A member pays a monthly subscription to avail of the services of the club. He also pays for the food and drink that he buys. He has to make an extra payment to accommodate his guests or to avail of some special facilities. It would be inconceivable and against reason that other places of public entertainment like licensed foreign liquor vendors, a restaurant with orchestra or facilities for floor show would be required to obtain an enlistment certificate whereas a club carrying out the same nature of activity from a restricted public place would be exempt from it. This certainly could not have been the intention of the legislature.
In my interpretation of its intention I give the word 'trade' a purposive meaning so as to include the activities of the respondent club relating to buying and selling of food, liquor and beverages and specific services like use of hair cutting saloon, provision of store, swimming pool, gymnasiums, tennis court for a fee and services for use of club by guests on payment of a charge and so on.
The above Supreme Court decision in Brihanmumbai Mahanagarpalika and Anr. Vs. Willingdon Sports Club and Ors. reported in (2013) 16 SCC 260 makes it abundantly clear that the dining facilities in the club where food and drink are served is to be treated as an "eating house". It said as follows:-
"In our view, both the aforesaid reasons are incorrect. A cursory reading of the definition of the expression 10 "eating house" may support the conclusion of the High Court because general public is not allowed entry in the premises of the Club and, in the first blush, it appears that food is not supplied for consumption on the premises for profit or gain. However, if we apply purposive interpretation, then it becomes clear that the Catering Department of the Club which prepares and serves/supplies food to members of the Club is covered by the definition of the expression "eating house".
Section 199 of the said Act refers to a person being liable for enlistment and for payment of enlistment fee. The liability is not attached to any premises but to the person carrying on the specified profession, trade or calling. I have held that the club carries on the activities specified in Section 199 read with Schedule IV. The definition of "person" covers the respondent club. Hence, I hold that the club is liable to obtain enlistment and to pay fee therefor as demanded by the respondent corporation in their notice dated 24th November, 2008.
The next question is whether the respondent club would be considered as a premises?

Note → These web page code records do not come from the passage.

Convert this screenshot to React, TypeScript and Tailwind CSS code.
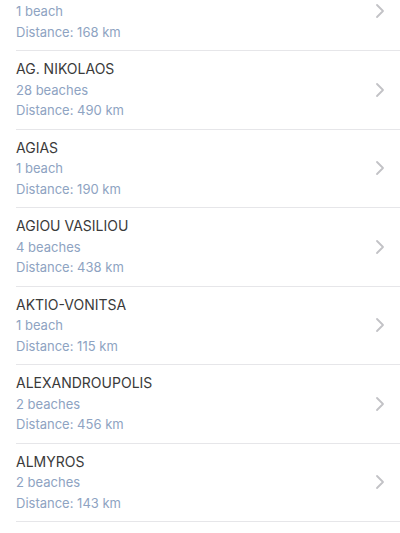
import { ChevronRight } from 'lucide-react';

interface Place {
  name: string;
  beaches: number;
  distance: number;
}

const places: Place[] = [
  { name: 'ACHAIA', beaches: 1, distance: 168 },
  { name: 'AG. NIKOLAOS', beaches: 28, distance: 490 },
  { name: 'AGIAS', beaches: 1, distance: 190 },
  { name: 'AGIOU VASILIOU', beaches: 4, distance: 438 },
  { name: 'AKTIO-VONITSA', beaches: 1, distance: 115 },
  { name: 'ALEXANDROUPOLIS', beaches: 2, distance: 456 },
  { name: 'ALMYROS', beaches: 2, distance: 143 },
  { name: 'AMARI', beaches: 3, distance: 512 },
];

const App = () => {
  return (
    <div className="h-[533px] w-[400px] overflow-hidden bg-white font-['Inter',sans-serif]">
      <div className="-mt-[27.5px]">
        {places.map((p) => (
          <div key={p.name} className="pl-4">
            <div className="flex h-[78.5px] items-center border-b border-[#e6e6e9] pr-[8px]">
              <div className="flex-1 leading-[20.5px]">
                <div className="text-[14px] text-[#3a3a3a]">{p.name}</div>
                <div className="text-[13px] text-[#8ea3c2]">
                  {p.beaches} {p.beaches === 1 ? 'beach' : 'beaches'}
                </div>
                <div className="text-[13px] text-[#8ea3c2]">Distance: {p.distance} km</div>
              </div>
              <ChevronRight className="h-[24px] w-[24px] text-[#c2c2c6]" strokeWidth={1.8} />
            </div>
          </div>
        ))}
      </div>
    </div>
  );
};

export default App;
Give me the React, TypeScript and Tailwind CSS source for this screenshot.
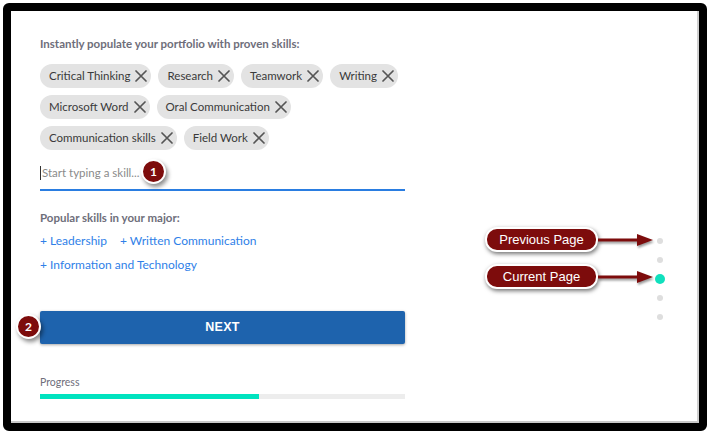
const skills = [
    ['Critical Thinking', 'Research', 'Teamwork', 'Writing'],
    ['Microsoft Word', 'Oral Communication'],
    ['Communication skills', 'Field Work'],
]

function Chip({ label }: { label: string }) {
    return (
        <div className="flex h-[24px] shrink-0 items-center gap-[5px] whitespace-nowrap rounded-full bg-[#e3e3e3] pl-[9px] pr-[4px] text-[11.5px] text-[#3a3a3a]">
            <span>{label}</span>
            <svg width="12" height="12" viewBox="0 0 12 12" className="text-[#555]">
                <path d="M1 1 L11 11 M11 1 L1 11" stroke="currentColor" strokeWidth="1.7" strokeLinecap="round" />
            </svg>
        </div>
    )
}

function StepBadge({ n, className }: { n: number; className: string }) {
    return (
        <div
            className={`absolute flex h-[25px] w-[25px] items-center justify-center rounded-full border-[2px] border-white bg-[#7d0c0c] text-[12px] font-bold text-white shadow-[2px_3px_4px_rgba(0,0,0,0.45)] ${className}`}
        >
            {n}
        </div>
    )
}

function Callout({ label, top }: { label: string; top: string }) {
    return (
        <div className={`absolute left-[485px] flex items-center ${top}`}>
            <div className="flex h-[25px] w-[113px] items-center justify-center rounded-[12px] border-[2px] border-white bg-[#7d0c0c] text-[13px] text-white shadow-[1px_2px_4px_rgba(0,0,0,0.55)] [font-family:'Liberation_Sans',Arial,sans-serif]">
                {label}
            </div>
            <svg width="56" height="16" viewBox="0 0 56 16" className="drop-shadow-[1px_2px_1px_rgba(0,0,0,0.4)]">
                <rect x="0" y="6.5" width="40" height="3" fill="#7d0c0c" />
                <polygon points="39,2 55,8 39,14" fill="#7d0c0c" />
            </svg>
        </div>
    )
}

export default function App() {
    return (
        <div className="relative h-[434px] w-[710px] overflow-hidden bg-white p-[3px] [font-family:Lato,'Open_Sans',sans-serif]">
            <div className="h-[428px] w-[704px] rounded-[6px] border-[8px] border-black">
                <div className="flex h-full border-b-[2px] border-r-[2px] border-b-[#c9c9c9] border-r-[#cfcfcf] bg-white">
                    {/* main column */}
                    <div className="ml-[29px] flex w-[365px] flex-col pt-[26px]">
                        <p className="text-[11.5px] leading-[14px] font-bold text-[#6e6e7a]">
                            Instantly populate your portfolio with proven skills:
                        </p>

                        <div className="mt-[13px] flex flex-col gap-[7px]">
                            {skills.map((row, i) => (
                                <div key={i} className="flex gap-[7px]">
                                    {row.map(s => (
                                        <Chip key={s} label={s} />
                                    ))}
                                </div>
                            ))}
                        </div>

                        <div className="mt-[12px] border-b-[2px] border-[#2a7de1] pb-[5px]">
                            <div className="flex h-[22px] items-center">
                                <span className="mr-[1px] h-[14px] w-[1px] bg-[#333]" />
                                <span className="text-[11.5px] text-[#8a8a8a]">Start typing a skill...</span>
                            </div>
                        </div>

                        <p className="mt-[20px] text-[11.5px] leading-[14px] font-bold text-[#6e6e7a]">
                            Popular skills in your major:
                        </p>
                        <div className="mt-[8px] flex gap-[13px] text-[12px] leading-[16px] text-[#2f7fe8]">
                            <span>+ Leadership</span>
                            <span>+ Written Communication</span>
                        </div>
                        <div className="mt-[8px] text-[12px] leading-[16px] text-[#2f7fe8]">
                            <span>+ Information and Technology</span>
                        </div>

                        <button className="mt-[38px] flex h-[33px] items-center justify-center rounded-[2px] bg-[#1e63ad] text-[12.5px] font-bold tracking-[0.3px] text-white shadow-[0_1px_3px_rgba(0,0,0,0.35)] [font-family:'Liberation_Sans',Arial,sans-serif]">
                            NEXT
                        </button>

                        <p className="mt-[32px] text-[10.5px] leading-[12px] text-[#6e6e7a]">Progress</p>
                        <div className="mt-[6px] h-[5px] w-full bg-[#ededed]">
                            <div className="h-full bg-[#00e3bf]" style={{ width: '60%' }} />
                        </div>
                    </div>

                    {/* page dots */}
                    <div className="ml-auto mr-[32px] mt-[220px] flex w-[10px] flex-col">
                        {[0, 1, 2, 3, 4].map(i => (
                            <div key={i} className="flex h-[19px] items-center justify-center">
                                {i === 2 ? (
                                    <span className="h-[10px] w-[10px] rounded-full bg-[#10e0bd]" />
                                ) : (
                                    <span className="h-[6px] w-[6px] rounded-full bg-[#dedede]" />
                                )}
                            </div>
                        ))}
                    </div>
                </div>
            </div>

            {/* annotations */}
            <StepBadge n={1} className="left-[141px] top-[159px]" />
            <StepBadge n={2} className="left-[16px] top-[314px]" />
            <Callout label="Previous Page" top="top-[227px]" />
            <Callout label="Current Page" top="top-[264px]" />
        </div>
    )
}
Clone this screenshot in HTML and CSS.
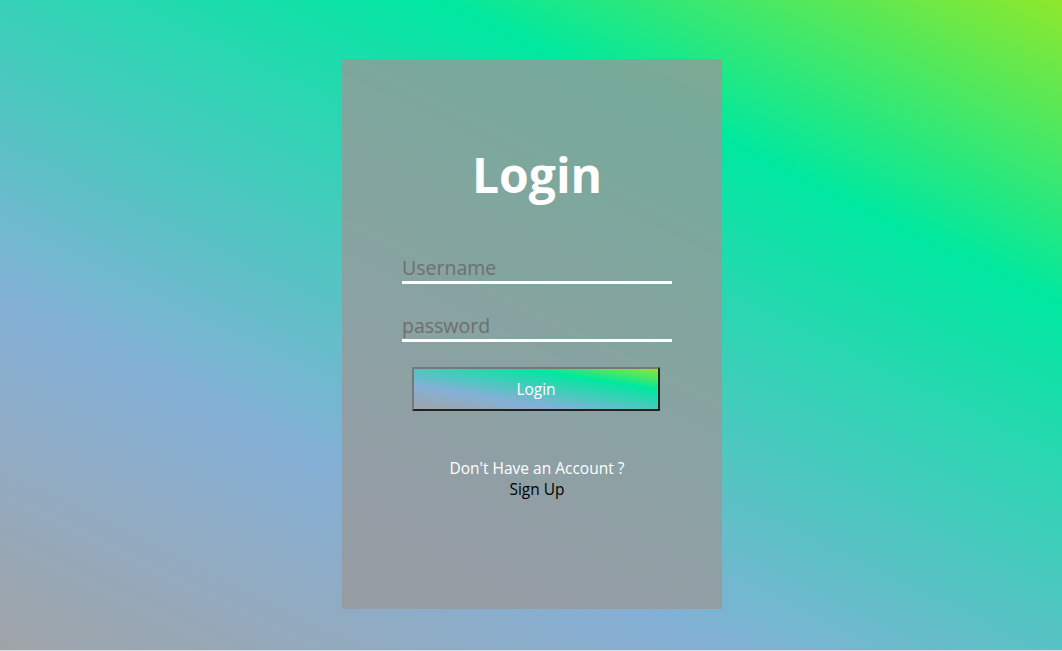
FILE: index.html
```html
<!DOCTYPE html>
<html lang="en">
<head>
<meta charset="utf-8">
<title>Login</title>
<link rel="stylesheet" href="styles.css">
</head>
<body>
<main class="page">
  <section class="card">
    <h1 class="title">Login</h1>
    <form class="form">
      <input class="field" type="text" placeholder="Username">
      <input class="field" type="password" placeholder="password">
      <button class="btn" type="button">Login</button>
    </form>
    <div class="foot">
      <p class="ask">Don't Have an Account ?</p>
      <a class="signup" href="#">Sign Up</a>
    </div>
  </section>
</main>
</body>
</html>
```
FILE: styles.css
```css
html {
  background: #d8dde2;
}
body {
  margin: 0;
  font-family: "Open Sans", "Noto Sans", sans-serif;
}
.page {
  height: 650px;
  padding: 59px 0 0 2px;
  box-sizing: border-box;
  background: linear-gradient(26deg, #a0a4a8 0%, #84b0d6 30%, #00e8a0 74%, #8ee82c 100%);
}
.card {
  width: 380px;
  height: 550px;
  margin: 0 auto;
  background: rgba(152, 152, 152, 0.78);
  display: flex;
  flex-direction: column;
  align-items: center;
  box-sizing: border-box;
  padding-top: 83px;
}
.title {
  margin: 0 0 0 10px;
  color: #fff;
  font-size: 48px;
  font-weight: 700;
  line-height: 66px;
}
.form {
  display: flex;
  flex-direction: column;
  align-items: center;
  margin-top: 45px;
}
.field {
  width: 270px;
  margin-left: 10px;
  box-sizing: border-box;
  border: 0;
  border-bottom: 3px solid #fff;
  background: transparent;
  padding: 0;
  height: 31px;
  font-family: inherit;
  font-size: 19.5px;
  color: #333;
  outline: none;
  margin-bottom: 27px;
}
.field::placeholder {
  color: #6c706f;
}
.btn {
  margin-top: -2px;
  margin-left: 8px;
  width: 248px;
  height: 44px;
  border: 2px solid;
  border-color: #777 #222 #222 #777;
  background: linear-gradient(to top right, #a0a4a8 0%, #84b0d6 30%, #00e8a0 74%, #8ee82c 100%);
  color: #fff;
  font-family: inherit;
  font-size: 15.5px;
}
.foot {
  margin-top: 47px;
  margin-left: 10px;
  display: flex;
  flex-direction: column;
  align-items: center;
  font-size: 15.5px;
  line-height: 21px;
}
.ask {
  margin: 0;
  color: #fff;
}
.signup {
  color: #000;
  text-decoration: none;
}
```
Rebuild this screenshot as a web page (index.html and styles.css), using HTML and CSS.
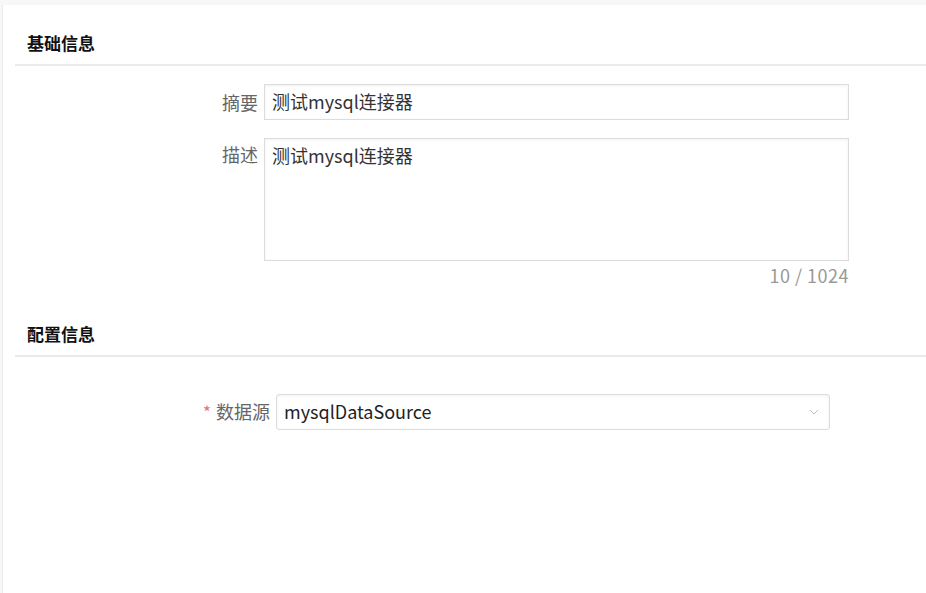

Mr. Kar, learned senior advocate appearing for the respondents submitted that the above activities of the club were being carried out from a "tent" in the maidan. It could not be termed as premises. I am unable to accept this argument for two reasons. This argument that the place from which the club is carrying on its operation is a tent and not a premises was not taken in the writ petition. Neither was it taken as an argument before the court below. Hence, this contention finds no place in the impugned judgment. Mr. Kar argued that it was a law point which he was entitled to take. I do not accept this. 11 Whether the place where the club carries on activity is a premises or a tent is a question of fact. Both have distinct meanings in the English language and in legal parlance. So this fact had to be established before an argument was maintainable that operating from a tent the club was outside the operation of Section 421 or 435. Equally important is the fact that in his letter dated 25th March, 2006 the advocate for the respondent club wrote to the commissioner, Kolkata Municipal Corporation and to the Deputy Licencing Officer (HQ), Kolkata Municipal Corporation, describing the maidan unit of the club as a premises in several paragraphs. In my opinion, learned counsel for the club is estopped from contending at this point of time that the place of operation of the club in the maidan was a tent and not premises.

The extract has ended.